* YOUR GOAL
Out of the lines below, please list those that hold the string "Tailwind".

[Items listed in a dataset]
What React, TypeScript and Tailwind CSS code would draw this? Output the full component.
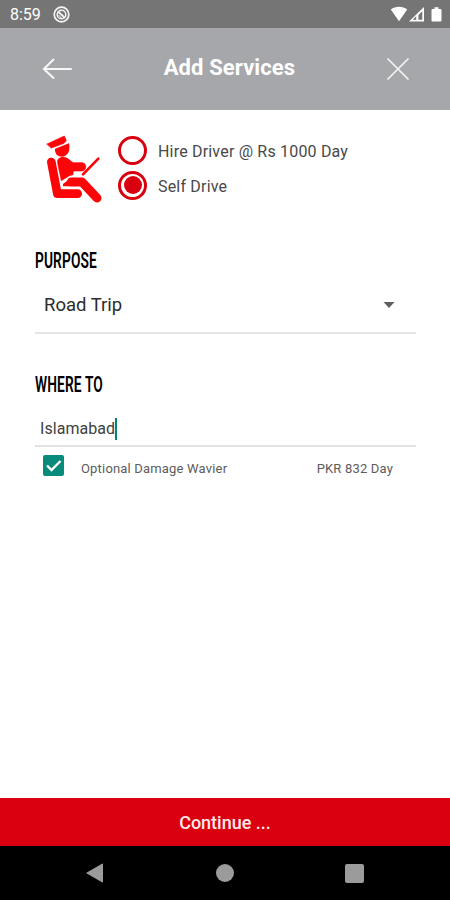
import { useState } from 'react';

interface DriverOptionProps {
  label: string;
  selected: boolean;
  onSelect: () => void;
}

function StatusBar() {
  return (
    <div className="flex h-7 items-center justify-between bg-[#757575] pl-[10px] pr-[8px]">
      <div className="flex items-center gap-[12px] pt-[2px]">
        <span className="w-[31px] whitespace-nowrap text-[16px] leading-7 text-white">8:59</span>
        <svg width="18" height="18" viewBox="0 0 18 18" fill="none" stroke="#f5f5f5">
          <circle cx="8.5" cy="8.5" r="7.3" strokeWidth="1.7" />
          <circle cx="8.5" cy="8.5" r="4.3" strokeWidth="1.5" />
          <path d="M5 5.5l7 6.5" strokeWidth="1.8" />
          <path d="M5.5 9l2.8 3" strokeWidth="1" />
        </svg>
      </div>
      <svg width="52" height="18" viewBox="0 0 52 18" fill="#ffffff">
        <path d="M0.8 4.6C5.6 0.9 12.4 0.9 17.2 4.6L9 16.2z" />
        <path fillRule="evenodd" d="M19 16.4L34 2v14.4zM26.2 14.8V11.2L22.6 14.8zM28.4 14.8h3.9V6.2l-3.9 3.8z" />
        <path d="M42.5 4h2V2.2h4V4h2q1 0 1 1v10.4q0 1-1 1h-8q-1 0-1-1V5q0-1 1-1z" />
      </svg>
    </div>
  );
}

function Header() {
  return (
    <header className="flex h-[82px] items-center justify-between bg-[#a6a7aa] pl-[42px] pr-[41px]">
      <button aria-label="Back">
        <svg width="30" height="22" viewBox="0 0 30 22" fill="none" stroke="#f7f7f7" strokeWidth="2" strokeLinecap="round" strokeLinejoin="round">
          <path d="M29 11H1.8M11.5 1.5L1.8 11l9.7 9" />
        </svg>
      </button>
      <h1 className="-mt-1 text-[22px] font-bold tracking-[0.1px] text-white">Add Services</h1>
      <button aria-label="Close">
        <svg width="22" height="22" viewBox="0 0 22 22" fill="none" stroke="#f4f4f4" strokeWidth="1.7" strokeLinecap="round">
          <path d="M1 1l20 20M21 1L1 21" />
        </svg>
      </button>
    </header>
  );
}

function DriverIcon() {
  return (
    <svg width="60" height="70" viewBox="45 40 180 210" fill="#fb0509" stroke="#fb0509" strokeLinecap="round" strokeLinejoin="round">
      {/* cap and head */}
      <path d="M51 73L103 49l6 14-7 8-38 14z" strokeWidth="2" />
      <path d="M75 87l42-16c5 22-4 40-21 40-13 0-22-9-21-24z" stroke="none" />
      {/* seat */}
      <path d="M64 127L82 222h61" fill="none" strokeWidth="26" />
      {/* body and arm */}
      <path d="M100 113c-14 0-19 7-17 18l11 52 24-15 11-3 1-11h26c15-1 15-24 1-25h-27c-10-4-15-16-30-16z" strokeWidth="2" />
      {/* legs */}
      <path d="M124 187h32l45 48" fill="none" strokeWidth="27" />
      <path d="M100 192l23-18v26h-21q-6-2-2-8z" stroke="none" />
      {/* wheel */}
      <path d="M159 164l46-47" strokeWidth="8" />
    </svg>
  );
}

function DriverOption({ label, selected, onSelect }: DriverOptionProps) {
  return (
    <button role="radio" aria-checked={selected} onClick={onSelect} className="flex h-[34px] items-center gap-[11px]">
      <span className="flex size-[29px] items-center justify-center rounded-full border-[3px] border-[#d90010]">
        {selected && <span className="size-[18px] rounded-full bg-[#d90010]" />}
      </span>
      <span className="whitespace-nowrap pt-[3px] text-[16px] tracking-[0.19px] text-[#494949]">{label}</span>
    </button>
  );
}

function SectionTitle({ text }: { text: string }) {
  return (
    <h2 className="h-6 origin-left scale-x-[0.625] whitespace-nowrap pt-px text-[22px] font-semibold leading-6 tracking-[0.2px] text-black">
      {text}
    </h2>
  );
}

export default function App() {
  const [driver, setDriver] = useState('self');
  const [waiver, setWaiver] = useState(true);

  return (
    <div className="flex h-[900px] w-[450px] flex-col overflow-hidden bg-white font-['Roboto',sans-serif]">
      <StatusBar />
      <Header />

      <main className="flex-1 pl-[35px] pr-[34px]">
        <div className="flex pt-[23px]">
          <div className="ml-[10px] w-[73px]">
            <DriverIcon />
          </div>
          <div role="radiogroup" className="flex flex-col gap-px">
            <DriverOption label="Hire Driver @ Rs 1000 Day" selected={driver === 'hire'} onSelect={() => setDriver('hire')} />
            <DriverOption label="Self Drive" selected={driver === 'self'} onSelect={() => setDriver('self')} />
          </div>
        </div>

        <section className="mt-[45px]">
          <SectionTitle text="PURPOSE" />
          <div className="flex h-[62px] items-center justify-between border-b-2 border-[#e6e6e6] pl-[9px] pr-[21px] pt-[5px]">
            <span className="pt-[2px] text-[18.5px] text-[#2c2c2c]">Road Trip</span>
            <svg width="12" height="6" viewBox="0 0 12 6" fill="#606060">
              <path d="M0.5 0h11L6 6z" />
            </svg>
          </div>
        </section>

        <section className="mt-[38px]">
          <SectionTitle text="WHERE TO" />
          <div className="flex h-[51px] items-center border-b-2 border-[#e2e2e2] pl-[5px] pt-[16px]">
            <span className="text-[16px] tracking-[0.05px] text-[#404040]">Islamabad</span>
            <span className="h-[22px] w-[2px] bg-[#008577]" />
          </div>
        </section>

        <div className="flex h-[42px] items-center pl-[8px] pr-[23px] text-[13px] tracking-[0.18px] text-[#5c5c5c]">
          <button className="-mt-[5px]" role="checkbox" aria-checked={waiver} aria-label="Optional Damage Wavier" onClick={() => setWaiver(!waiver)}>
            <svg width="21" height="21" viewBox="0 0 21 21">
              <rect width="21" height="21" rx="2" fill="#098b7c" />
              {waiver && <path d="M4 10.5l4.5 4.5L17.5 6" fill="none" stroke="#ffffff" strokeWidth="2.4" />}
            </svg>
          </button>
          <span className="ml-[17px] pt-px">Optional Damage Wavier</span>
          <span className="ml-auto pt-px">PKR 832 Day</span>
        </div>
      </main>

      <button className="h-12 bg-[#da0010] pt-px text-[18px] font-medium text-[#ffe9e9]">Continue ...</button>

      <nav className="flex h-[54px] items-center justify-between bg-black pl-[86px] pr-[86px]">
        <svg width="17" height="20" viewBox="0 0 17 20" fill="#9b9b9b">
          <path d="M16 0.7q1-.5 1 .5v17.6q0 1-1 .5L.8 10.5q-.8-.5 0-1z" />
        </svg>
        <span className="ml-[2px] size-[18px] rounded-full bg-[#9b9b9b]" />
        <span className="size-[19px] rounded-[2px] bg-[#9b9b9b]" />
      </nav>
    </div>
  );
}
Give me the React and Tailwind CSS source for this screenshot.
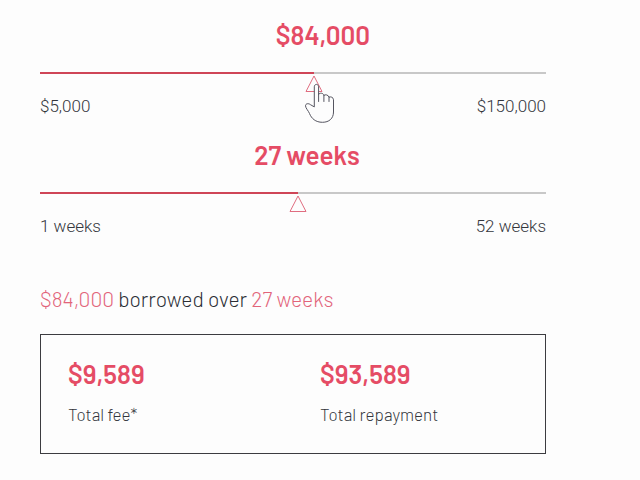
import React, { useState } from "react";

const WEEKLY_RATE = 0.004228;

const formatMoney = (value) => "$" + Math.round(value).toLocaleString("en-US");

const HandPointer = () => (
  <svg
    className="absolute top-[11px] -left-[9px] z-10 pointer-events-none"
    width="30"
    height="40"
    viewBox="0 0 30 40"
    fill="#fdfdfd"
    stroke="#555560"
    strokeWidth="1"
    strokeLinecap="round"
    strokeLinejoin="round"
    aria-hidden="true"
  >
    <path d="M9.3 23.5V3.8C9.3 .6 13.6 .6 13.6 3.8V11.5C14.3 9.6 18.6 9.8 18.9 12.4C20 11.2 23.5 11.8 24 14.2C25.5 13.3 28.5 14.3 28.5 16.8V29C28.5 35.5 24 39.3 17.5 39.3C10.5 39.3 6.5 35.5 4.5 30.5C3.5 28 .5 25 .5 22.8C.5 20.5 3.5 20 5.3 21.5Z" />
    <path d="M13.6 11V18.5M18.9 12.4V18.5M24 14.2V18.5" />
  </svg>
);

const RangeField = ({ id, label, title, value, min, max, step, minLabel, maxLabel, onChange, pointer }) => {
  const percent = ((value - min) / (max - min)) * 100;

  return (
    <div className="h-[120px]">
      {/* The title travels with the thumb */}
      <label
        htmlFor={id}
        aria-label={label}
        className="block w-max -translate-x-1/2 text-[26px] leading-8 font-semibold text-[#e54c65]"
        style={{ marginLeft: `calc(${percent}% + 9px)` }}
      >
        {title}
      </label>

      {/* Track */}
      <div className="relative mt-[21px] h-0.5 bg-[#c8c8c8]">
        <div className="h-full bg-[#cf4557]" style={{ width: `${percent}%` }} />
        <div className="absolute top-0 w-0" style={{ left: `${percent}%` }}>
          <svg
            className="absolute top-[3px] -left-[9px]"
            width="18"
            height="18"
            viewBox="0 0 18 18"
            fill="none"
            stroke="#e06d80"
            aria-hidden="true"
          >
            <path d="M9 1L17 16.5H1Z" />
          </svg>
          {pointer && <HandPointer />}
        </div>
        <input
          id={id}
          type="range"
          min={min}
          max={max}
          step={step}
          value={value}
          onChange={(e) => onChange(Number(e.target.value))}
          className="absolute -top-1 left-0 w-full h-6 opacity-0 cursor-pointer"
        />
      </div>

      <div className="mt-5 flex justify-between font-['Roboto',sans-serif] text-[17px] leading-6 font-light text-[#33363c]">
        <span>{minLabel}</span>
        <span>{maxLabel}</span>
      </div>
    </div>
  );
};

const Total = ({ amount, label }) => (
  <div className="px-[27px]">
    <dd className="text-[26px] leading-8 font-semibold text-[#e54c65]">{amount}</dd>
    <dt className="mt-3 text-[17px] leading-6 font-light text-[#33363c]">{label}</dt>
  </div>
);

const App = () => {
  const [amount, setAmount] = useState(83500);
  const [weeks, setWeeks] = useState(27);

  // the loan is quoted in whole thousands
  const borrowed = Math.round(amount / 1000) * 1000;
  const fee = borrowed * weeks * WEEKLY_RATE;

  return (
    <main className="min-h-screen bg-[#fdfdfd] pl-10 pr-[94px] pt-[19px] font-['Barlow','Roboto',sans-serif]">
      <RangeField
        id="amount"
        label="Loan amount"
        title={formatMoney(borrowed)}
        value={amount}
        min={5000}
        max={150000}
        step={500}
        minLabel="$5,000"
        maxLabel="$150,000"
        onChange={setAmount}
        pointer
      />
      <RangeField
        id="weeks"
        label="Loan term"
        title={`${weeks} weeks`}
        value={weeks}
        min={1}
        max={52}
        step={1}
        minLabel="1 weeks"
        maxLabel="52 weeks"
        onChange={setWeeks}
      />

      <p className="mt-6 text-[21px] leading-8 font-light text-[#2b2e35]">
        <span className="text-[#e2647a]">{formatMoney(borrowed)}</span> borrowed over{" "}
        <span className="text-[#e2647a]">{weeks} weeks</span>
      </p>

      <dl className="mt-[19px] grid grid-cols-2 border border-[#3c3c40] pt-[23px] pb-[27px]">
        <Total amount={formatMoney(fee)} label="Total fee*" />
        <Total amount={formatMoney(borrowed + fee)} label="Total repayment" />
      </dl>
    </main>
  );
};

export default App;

--

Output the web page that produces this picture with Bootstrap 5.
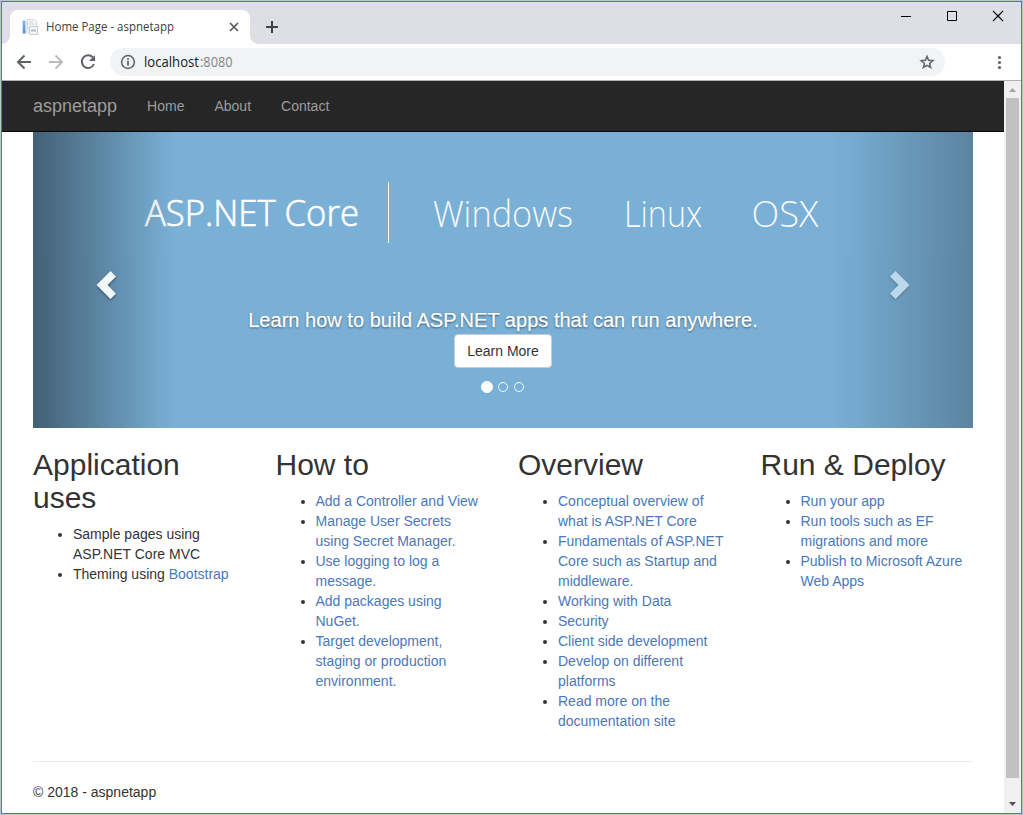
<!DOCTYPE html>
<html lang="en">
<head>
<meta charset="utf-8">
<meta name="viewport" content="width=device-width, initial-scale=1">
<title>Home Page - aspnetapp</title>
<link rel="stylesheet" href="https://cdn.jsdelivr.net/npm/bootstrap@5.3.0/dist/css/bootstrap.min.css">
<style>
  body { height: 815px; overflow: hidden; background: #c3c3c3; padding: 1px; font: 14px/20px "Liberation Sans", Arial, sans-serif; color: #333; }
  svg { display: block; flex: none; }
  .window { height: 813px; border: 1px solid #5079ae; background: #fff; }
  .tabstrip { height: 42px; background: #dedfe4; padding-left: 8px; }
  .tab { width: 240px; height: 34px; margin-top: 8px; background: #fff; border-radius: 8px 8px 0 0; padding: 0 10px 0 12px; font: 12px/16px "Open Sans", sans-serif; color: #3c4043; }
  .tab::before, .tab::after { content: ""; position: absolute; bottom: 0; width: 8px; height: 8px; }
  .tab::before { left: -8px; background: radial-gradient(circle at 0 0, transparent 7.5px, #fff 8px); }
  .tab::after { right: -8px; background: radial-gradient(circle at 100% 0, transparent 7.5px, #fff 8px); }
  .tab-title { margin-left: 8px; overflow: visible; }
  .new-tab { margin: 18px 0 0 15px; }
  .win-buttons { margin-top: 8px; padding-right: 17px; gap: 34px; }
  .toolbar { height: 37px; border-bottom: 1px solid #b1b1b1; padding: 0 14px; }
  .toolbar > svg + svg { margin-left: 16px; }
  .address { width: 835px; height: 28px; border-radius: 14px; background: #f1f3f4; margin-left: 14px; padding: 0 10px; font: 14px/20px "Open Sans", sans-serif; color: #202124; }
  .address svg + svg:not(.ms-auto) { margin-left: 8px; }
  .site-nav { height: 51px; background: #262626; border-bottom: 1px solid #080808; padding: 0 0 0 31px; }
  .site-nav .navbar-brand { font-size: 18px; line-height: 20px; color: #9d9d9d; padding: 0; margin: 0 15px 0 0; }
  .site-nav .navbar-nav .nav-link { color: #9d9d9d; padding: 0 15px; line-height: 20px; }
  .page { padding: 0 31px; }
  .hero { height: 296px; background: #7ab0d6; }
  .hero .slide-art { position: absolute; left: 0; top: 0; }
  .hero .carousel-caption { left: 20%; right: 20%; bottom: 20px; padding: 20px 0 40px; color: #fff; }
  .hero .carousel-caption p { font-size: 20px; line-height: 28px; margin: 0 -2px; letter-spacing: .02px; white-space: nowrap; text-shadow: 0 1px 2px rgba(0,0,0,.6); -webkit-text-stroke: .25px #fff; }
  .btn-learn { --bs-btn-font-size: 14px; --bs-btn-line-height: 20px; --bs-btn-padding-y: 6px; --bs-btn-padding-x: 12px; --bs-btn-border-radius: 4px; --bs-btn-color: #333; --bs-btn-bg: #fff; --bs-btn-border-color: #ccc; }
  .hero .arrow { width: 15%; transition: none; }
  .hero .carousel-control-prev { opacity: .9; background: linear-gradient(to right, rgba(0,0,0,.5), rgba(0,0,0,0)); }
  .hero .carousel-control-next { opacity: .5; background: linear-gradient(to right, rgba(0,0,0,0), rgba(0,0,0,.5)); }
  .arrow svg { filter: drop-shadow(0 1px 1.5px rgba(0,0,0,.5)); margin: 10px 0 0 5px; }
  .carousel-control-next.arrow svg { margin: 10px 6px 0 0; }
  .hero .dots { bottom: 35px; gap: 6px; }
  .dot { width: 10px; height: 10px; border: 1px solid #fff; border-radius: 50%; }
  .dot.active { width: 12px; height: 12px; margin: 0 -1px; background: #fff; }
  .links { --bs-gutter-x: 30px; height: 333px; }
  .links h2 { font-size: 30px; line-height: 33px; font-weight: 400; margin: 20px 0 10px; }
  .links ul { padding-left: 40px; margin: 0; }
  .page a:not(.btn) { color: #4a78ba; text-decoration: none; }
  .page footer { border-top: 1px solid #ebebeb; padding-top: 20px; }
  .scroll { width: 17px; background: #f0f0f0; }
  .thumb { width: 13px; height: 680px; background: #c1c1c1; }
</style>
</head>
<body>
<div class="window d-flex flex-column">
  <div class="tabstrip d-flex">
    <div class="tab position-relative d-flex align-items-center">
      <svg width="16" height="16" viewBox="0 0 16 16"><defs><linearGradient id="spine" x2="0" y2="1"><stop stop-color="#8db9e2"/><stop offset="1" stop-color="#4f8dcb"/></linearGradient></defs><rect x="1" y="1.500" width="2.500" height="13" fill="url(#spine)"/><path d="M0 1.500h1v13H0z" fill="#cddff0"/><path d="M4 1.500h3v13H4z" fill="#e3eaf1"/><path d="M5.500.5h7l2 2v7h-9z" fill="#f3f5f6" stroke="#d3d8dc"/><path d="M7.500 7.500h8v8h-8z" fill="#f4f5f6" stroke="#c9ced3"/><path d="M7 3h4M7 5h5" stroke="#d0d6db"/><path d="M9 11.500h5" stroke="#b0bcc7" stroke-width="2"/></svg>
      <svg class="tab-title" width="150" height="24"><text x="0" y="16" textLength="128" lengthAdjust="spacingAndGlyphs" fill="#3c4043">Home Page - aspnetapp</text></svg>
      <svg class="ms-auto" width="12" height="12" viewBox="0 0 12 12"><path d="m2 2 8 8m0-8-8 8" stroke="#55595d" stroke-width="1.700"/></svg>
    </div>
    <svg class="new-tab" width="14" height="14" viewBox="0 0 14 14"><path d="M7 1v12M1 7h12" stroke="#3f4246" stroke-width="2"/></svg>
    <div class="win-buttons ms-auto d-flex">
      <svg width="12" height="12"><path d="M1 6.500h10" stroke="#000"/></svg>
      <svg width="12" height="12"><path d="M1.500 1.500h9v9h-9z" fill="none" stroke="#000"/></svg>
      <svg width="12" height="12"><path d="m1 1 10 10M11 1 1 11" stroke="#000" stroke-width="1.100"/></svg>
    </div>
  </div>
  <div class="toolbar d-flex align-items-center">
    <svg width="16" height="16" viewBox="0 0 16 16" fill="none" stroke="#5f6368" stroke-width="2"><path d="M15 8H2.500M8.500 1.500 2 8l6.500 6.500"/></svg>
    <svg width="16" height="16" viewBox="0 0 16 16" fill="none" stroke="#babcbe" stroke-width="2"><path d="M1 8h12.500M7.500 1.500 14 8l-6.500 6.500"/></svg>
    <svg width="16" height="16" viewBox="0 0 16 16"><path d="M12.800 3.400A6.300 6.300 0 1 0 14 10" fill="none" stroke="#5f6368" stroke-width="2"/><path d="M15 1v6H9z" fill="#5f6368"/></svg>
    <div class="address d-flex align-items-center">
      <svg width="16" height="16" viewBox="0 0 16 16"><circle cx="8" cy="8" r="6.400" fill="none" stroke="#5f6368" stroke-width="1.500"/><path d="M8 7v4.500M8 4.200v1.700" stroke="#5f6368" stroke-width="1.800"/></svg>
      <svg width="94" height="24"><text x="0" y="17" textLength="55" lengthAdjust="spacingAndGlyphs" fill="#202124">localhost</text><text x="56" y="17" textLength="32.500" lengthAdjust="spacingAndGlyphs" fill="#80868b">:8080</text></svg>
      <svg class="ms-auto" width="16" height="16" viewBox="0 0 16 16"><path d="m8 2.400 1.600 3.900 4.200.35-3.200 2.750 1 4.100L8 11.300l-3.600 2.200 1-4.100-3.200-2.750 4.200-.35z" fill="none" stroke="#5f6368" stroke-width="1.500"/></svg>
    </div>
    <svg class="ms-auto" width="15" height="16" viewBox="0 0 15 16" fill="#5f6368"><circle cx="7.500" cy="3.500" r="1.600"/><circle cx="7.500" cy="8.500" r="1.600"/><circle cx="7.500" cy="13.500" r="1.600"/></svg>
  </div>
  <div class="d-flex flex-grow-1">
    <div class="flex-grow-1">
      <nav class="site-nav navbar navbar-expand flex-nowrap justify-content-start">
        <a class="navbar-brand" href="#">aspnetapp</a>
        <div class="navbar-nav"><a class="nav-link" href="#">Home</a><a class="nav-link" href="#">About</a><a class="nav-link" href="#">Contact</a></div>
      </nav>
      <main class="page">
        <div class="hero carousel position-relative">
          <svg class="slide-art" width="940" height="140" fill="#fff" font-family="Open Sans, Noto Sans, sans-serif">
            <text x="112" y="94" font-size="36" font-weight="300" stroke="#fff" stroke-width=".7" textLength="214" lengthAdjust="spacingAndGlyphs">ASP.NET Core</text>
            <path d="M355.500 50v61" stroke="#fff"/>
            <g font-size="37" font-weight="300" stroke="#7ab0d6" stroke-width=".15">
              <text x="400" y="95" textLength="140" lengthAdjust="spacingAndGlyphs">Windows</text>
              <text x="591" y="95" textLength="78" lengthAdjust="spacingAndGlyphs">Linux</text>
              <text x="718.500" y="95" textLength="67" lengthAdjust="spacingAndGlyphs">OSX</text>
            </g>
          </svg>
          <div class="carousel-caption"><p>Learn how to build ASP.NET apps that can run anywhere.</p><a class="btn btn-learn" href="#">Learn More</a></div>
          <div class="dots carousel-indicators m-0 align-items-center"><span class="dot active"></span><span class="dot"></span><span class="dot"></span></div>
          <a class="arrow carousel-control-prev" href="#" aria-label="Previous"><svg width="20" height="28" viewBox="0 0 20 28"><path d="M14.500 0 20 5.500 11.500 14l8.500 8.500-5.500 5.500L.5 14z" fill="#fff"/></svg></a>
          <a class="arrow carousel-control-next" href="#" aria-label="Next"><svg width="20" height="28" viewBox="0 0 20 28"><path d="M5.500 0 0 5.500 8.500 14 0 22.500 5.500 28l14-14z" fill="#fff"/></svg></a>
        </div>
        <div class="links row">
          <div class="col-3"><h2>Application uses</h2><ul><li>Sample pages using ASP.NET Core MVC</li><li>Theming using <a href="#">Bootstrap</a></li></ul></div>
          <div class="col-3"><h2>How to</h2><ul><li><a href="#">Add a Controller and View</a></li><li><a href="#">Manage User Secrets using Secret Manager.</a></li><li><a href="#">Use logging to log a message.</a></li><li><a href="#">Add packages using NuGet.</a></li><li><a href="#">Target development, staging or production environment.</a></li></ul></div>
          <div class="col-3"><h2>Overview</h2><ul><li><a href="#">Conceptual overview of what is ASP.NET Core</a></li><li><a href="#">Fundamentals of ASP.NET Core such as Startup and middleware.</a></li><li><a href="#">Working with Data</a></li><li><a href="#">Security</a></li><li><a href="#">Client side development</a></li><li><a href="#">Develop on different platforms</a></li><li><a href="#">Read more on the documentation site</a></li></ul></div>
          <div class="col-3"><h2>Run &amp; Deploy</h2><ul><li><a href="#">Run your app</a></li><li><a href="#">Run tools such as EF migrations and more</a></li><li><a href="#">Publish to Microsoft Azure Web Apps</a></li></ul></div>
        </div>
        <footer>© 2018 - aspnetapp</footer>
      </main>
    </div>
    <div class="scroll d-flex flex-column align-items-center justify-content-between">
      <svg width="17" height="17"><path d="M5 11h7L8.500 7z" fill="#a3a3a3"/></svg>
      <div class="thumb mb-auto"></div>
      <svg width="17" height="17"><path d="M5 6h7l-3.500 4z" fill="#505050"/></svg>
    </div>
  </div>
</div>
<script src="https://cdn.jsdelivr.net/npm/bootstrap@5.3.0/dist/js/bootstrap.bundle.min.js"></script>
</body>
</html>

* REPLY TO THE TASK
What React, TypeScript and Tailwind CSS code would draw this? Output the full component.
Give me the React and Tailwind CSS source for this screenshot.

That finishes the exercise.